RELATED: 50 States of Awesome: the Northeast
The Lodge at Woodloch, The Poconos, Pennsylvania
Those looking to escape New York City's steamy sidewalks and perpetual stench that pops up summer after summer flee for the Poconos, a bucolic region in northeastern Pennsylvania roughly 2.5 hours away. Head to the adults-only Lodge at Woodloch for a retreat packed with farm-to-table meals, wine tastings, and spa treatments bookended by afternoons spent by cozy stone fireplaces and tranquil soaking pools. While we wouldn't blame anyone who chose to spend all of their time there (we're eyeing the lake-view porch off of the library ourselves), there's also much to see and do outside the resort. One option: exploring the Pocono Mountains at Bushkill Falls, dubbed the Niagara of Pennsylvania, where eight cascading waterfalls are connected by a series of hiking trails, observation decks, and wooden bridges.

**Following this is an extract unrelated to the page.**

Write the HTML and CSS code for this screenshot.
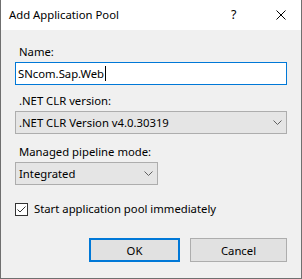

The LARK, Bozeman, Montana
While Bozeman is a destination in its own right, it also happens to be an ideal starting point for trips to Yellowstone National Park. First, check into The LARK, a hotel so proud of its hometown that it encourages guests to spend most of their time outside the property (just look to the funky Montana infographics and maps plastered on guest room walls and in-house local guides with a penchant for everything Bozeman). Make time for Custer Gallatin National Forest, just minutes from the hotel and a perfect place to picnic, hike, fish, or take scenic drives through landscapes straight out of a Bob Ross painting. From here, you can start your mini road trip to Yellowstone (just under three hours away), making detours to the chilly waters of Cascade Creek via Lava Lake Trail and the tumbling geysers and waterfalls of Fairy Falls Trail.